There are few elements of Phillips’ translation to which to object. One is his predilection for parenthetical dashes, which is taken to an extreme and, in places, becomes otiose. Their ubiquity in the translator’s note as well as in the translation proper suggests that they are a syntactical habit rather than a stylistic choice. Sometimes they prove highly effective, as when they are used to convey Philoctetes’ fragmented outbursts of pain. At other times they help to convey urgency (e.g., “Don’t go — by the Zeus of prayer and curse — I beg you,” 1299/1182), express hesitation (e.g., “I heard a sound — as of someone in great pain — here, or — or over there,” 201-202/ 202-204) or indicate some other emotion. Coming as they do in quick succession, however, their net effect is diminished. And sometimes their presence introduces emphasis not present in the Greek (e.g., “and he commands no hand or foot or — or anything else …” 908-909/860). There are also places when they make it hard to follow what is being said. Here, for example, is an extract from the translator’s note:

“It is my sense that the absolute maleness of the cast has everything to do with the increasing claustrophobia — psychologically — of this play. What is claustrophobia, finally, but intimacy at too intense a pitch — intimacy as much with place as with people, in this case. And an intimacy with ideas or conventions — specifically, trust and duty, on which so many of the intimacies in the play crucially and perilously depend. Again, it is through line length and syntactically inflection that I have hoped to convey the intricacies of intimacy — itself ever shifting — across the play.”
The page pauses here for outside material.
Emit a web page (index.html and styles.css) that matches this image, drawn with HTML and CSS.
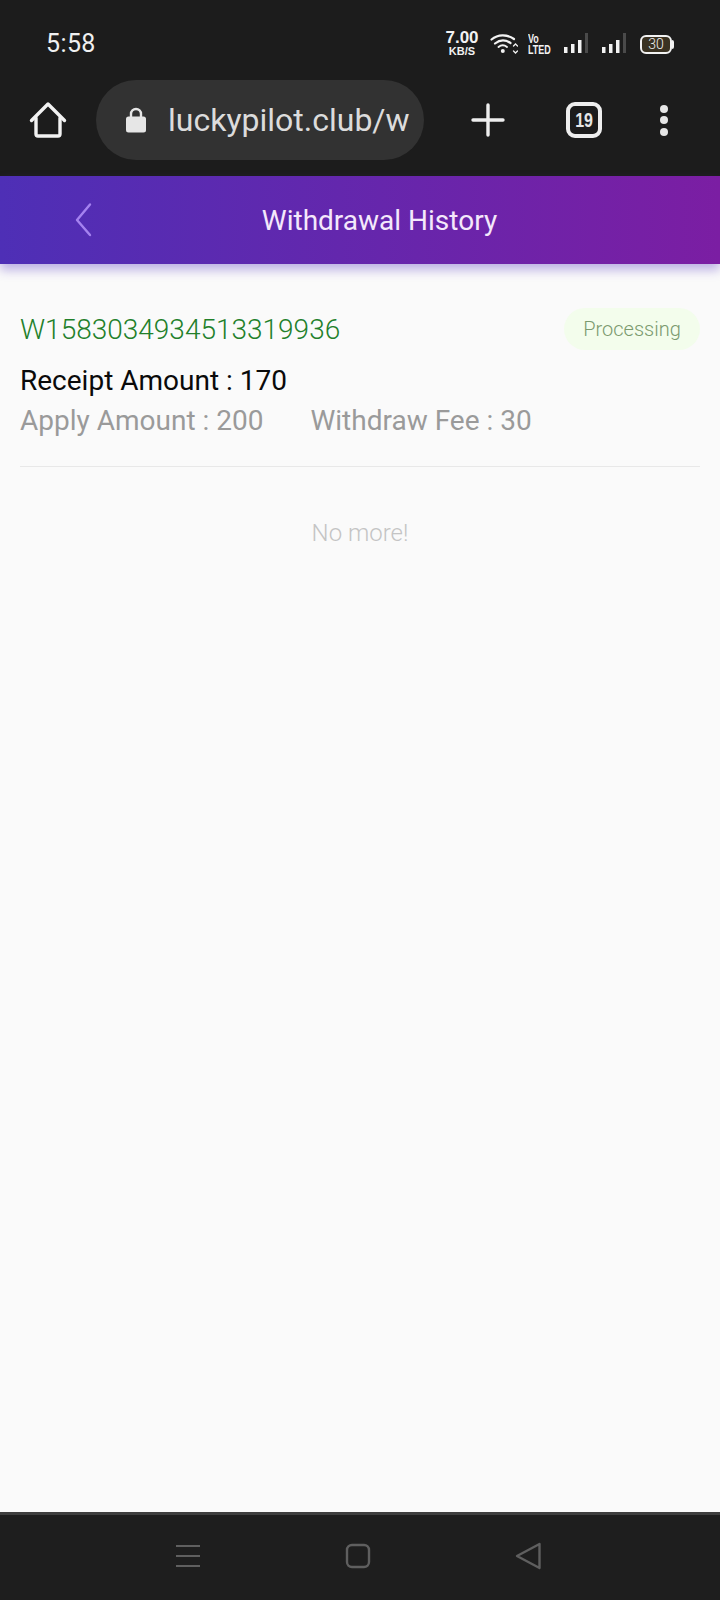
FILE: index.html
```html
<!DOCTYPE html>
<html lang="en">
<head>
<meta charset="utf-8">
<title>Withdrawal History</title>
<link rel="stylesheet" href="styles.css">
</head>
<body>
<div class="phone">
  <div class="chrome">
    <div class="status">
      <span class="time">5:58</span>
      <div class="status-icons">
        <div class="speed"><span class="speed-num">7.00</span><span class="speed-unit">KB/S</span></div>
        <svg class="wifi" width="28" height="24" viewBox="0 0 28 24" fill="none" stroke="#f2f2f2" stroke-linecap="round">
          <path d="M1.500 7.500C8 2 17 2 24 7" stroke-width="2.200"/>
          <path d="M5 11.500C10 7.500 15.500 7.500 20.500 11" stroke-width="2.200"/>
          <path d="M8.500 15C11 13 14.500 13 17 15" stroke-width="2"/>
          <circle cx="12.800" cy="19" r="2" fill="#f2f2f2" stroke="none"/>
          <path d="M23.500 14l2-2 2 2M23.500 19l2 2 2-2" stroke-width="1.300"/>
        </svg>
        <div class="volte"><span>Vo</span><span>LTED</span></div>
        <svg class="signal" width="24" height="22" viewBox="0 0 24 22"><rect x="0" y="14" width="3.500" height="6" fill="#f2f2f2"/><rect x="7" y="11" width="3.500" height="9" fill="#f2f2f2"/><rect x="14" y="7" width="3.500" height="13" fill="#f2f2f2"/><rect x="21" y="0" width="3" height="20" fill="#4a4a4a"/></svg>
        <svg class="signal" width="24" height="22" viewBox="0 0 24 22"><rect x="0" y="14" width="3.500" height="6" fill="#f2f2f2"/><rect x="7" y="11" width="3.500" height="9" fill="#f2f2f2"/><rect x="14" y="7" width="3.500" height="13" fill="#f2f2f2"/><rect x="21" y="0" width="3" height="20" fill="#4a4a4a"/></svg>
        <div class="battery"><span class="battery-body">30</span><span class="battery-tip"></span></div>
      </div>
    </div>
    <div class="toolbar">
      <svg class="home" width="38" height="38" viewBox="0 0 38 38" fill="none" stroke="#f2f2f2" stroke-width="3.400" stroke-linejoin="round" stroke-linecap="round">
        <path d="M2.500 19.500L19 3l16.500 16.500"/>
        <path d="M7 17v16a2 2 0 0 0 2 2h20a2 2 0 0 0 2-2V17"/>
      </svg>
      <div class="url">
        <svg class="lock" width="22" height="26" viewBox="0 0 22 26"><path d="M6 11V7a5 5 0 0 1 10 0v4" fill="none" stroke="#e6e6e6" stroke-width="2.400"/><rect x="1" y="9.500" width="20" height="16" rx="2.500" fill="#e6e6e6"/></svg>
        <span class="url-text">luckypilot.club/w</span>
      </div>
      <svg class="plus" width="34" height="34" viewBox="0 0 34 34" stroke="#eeeeee" stroke-width="3.400" stroke-linecap="round"><path d="M17 2v30M2 17h30"/></svg>
      <div class="tabs"><span class="tabs-count">19</span></div>
      <div class="dots"><i></i><i></i><i></i></div>
    </div>
  </div>
  <header class="header">
    <svg class="back" width="18" height="36" viewBox="0 0 18 36" fill="none" stroke="#a582f0" stroke-width="2.400" stroke-linecap="round" stroke-linejoin="round"><path d="M15 2.500L2 18l13 15"/></svg>
    <h1 class="title">Withdrawal History</h1>
  </header>
  <main class="content">
    <article class="record">
      <div class="record-top">
        <span class="order">W1583034934513319936</span>
        <span class="badge">Processing</span>
      </div>
      <div class="receipt">Receipt Amount : 170</div>
      <div class="meta"><span class="apply">Apply Amount : 200</span><span>Withdraw Fee : 30</span></div>
    </article>
    <p class="no-more">No more!</p>
  </main>
  <nav class="navbar">
    <svg class="nav-menu" width="26" height="24" viewBox="0 0 26 24" stroke="#5f5f5f" stroke-width="2.200"><path d="M1 2h24M1 12h24M1 22h24"/></svg>
    <svg width="26" height="26" viewBox="0 0 26 26" fill="none" stroke="#5f5f5f" stroke-width="2.400"><rect x="2" y="2" width="22" height="22" rx="5"/></svg>
    <svg width="26" height="28" viewBox="0 0 26 28" fill="none" stroke="#5f5f5f" stroke-width="2.400" stroke-linejoin="round"><path d="M24.500 2L2 14l22.500 12z"/></svg>
  </nav>
</div>
</body>
</html>
```

FILE: styles.css
```css
* { box-sizing: border-box; }
html, body { margin: 0; padding: 0; }
body { font-family: Roboto, "Noto Sans", sans-serif; background: #fafafa; }
.phone { width: 720px; height: 1600px; display: flex; flex-direction: column; overflow: hidden; }
.chrome { height: 176px; background: #1c1c1c; flex: none; display: flex; flex-direction: column; }
.status { height: 80px; padding: 19px 46px 0 46px; display: flex; justify-content: space-between; align-items: flex-start; }
.time { color: #f0f0f0; font-size: 25px; line-height: 50px; letter-spacing: 0.4px; }
.status-icons { display: flex; align-items: center; height: 50px; }
.speed { display: flex; flex-direction: column; align-items: center; width: 34px; color: #f2f2f2; font-family: "Liberation Sans", sans-serif; font-weight: 700; margin-right: 11px; }
.speed-num { font-size: 17px; line-height: 14px; }
.speed-unit { font-size: 11px; line-height: 12px; }
.wifi { margin-right: 10px; }
.volte { display: flex; flex-direction: column; width: 24px; color: #f2f2f2; font-family: "Liberation Sans", sans-serif; font-weight: 700; font-size: 9px; line-height: 8px; margin-right: 12px; transform: scaleY(1.45); }
.signal { margin-right: 14px; }
.battery { display: flex; align-items: center; }
.battery-body { width: 32px; height: 19px; border: 2px solid #f2f2f2; border-radius: 6px; background: #3a3222; color: #f2f2f2; font-size: 14px; font-weight: 300; line-height: 15px; text-align: center; }
.battery-tip { width: 2px; height: 9px; background: #f2f2f2; border-radius: 0 2px 2px 0; }
.toolbar { height: 80px; display: flex; align-items: center; padding-left: 29px; }
.home { flex: none; }
.url { width: 328px; height: 80px; margin-left: 29px; background: #323232; border-radius: 40px; display: flex; align-items: center; padding-left: 29px; overflow: hidden; }
.lock { flex: none; }
.url-text { margin-left: 21px; color: #dcdcdc; font-size: 32px; white-space: nowrap; }
.plus { margin-left: 47px; flex: none; }
.tabs { margin-left: 61px; width: 36px; height: 36px; border: 4px solid #eeeeee; border-radius: 9px; color: #e6e6e6; font-family: "Liberation Sans", sans-serif; font-size: 20px; font-weight: 700; display: flex; align-items: center; justify-content: center; }
.tabs-count { display: block; transform: scaleX(0.8); }
.dots { margin-left: 58px; display: flex; flex-direction: column; gap: 3.500px; }
.dots i { width: 8px; height: 8px; border-radius: 50%; background: #e6e6e6; display: block; }
.header { height: 88px; flex: none; position: relative; z-index: 1; display: flex; align-items: center; justify-content: center; background: linear-gradient(90deg, #4e2fb6, #7b1ea3); box-shadow: 0 6px 10px rgba(80, 50, 190, 0.36); }
.back { position: absolute; left: 75px; top: 26px; }
.title { margin: 0 0 0 39px; color: #f4e8fb; font-size: 28px; font-weight: 400; }
.content { flex: 1; padding: 44px 20px 0; background: #fafafa; }
.record { height: 159px; border-bottom: 1px solid #e8e8e8; }
.record-top { display: flex; justify-content: space-between; align-items: center; height: 42px; }
.order { color: #22802a; font-size: 28px; font-weight: 300; }
.badge { width: 136px; height: 42px; border-radius: 21px; background: #f3fdec; color: #7b9a6f; font-size: 20px; font-weight: 300; display: flex; align-items: center; justify-content: center; }
.receipt { margin-top: 11px; color: #0a0a0a; font-size: 28px; line-height: 40px; }
.meta { color: #9a9a9a; font-size: 28px; line-height: 40px; display: flex; }
.apply { margin-right: 47px; }
.no-more { margin: 50px 0 0; text-align: center; color: #c4c4c4; font-size: 24px; font-weight: 300; line-height: 32px; }
.navbar { height: 88px; flex: none; background: #1e1e1e; border-top: 3px solid #3e3e3e; display: flex; align-items: center; gap: 144px; padding: 0 0 4px 175px; }
.nav-menu { flex: none; }
```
Sometimes this overabundance of dashes merely makes a sentence disjointed or elliptical, but at other times it interferes with intelligibility. Another peculiarity of the translation is a tendency to tamper with simple negatives, producing strange effects (e.g., “far-from-good-omened cries” for δυσφημίαις 14-15/10, “ask you about one who is hardly noble, but is clever and wise” for ἀναξίου μὲν φωτὸς ἐξερήσομαι, γλώσσῃ δὲ δεινοῦ καὶ σοφοῦ, 439/439-440).

It is not the aim of the Oxford series to produce a rigidly literal translation, so the reader should not expect to find a verbatim rendering of the Greek. The translation is, however, true to the original in spirit, with only a few minor infelicities. When Neoptolemos uses the impersonal construction (122/110) to ask how one will have the courage to say these things (i.e. lies) face-to-face, he is almost certainly talking about himself in reference to Philoctetes rather than referring to Odysseus’ effrontery in speaking to him. The repeated use of οὖρος in line 855 ( οὖρός τοι, τέκνον, οὖρος) surely communicates the idea that the wind is favorable (e.g., “there is a favorable wind, my child,” vel sim.); Phillips’ rendition (“a wind, child; a wind —” 905/855) is flat and misses the main point of the chorus’ insistence that it is now the right moment to abandon Philoctetes. There are a few other missed opportunities or weak choices (e.g., “continues” as a translation of τέθηλε in line 259 fails to communicate Sophocles’ personification of Philoctetes’ sickness). These are minor wrinkles, however, in a translation that conveys the vigor and immediacy of Sophocles’ play more powerfully than any other translation to date.

Of the other commonly used translations of the play, that of Kenneth McLeish (in the Cambridge Translations from Greek and Roman Authors series) is the easiest to follow, but it also diverges significantly from the original through paraphrase and extension of thought. The translation by David Grene (in the Chicago Greek Tragedies series) is clear and reliable, though stilted and archaizing in places. The comparative costliness of single-play translations that may make use of the Phillips and Clay translation unfeasible in literature in translation classes in which many texts are read (the Oxford University Press website lists the price at $10.95) also counts against the new translation by Judith Affleck (in the Cambridge Translations from Greek Drama series). What Affleck’s version has over that of Phillips and Clay is a more comprehensive and readily accessible set of notes that accompany the translation on the facing page. By not marking the existence of accompanying notes in the body of the text, the Oxford text makes it unlikely that the reader will turn to the fifteen pages of notes and the glossary of names that lurk at the back. Where Phillips and Clay’ rendition excels is in its suitability to oral delivery, whether through reading aloud or — with modifications — in performance on stage.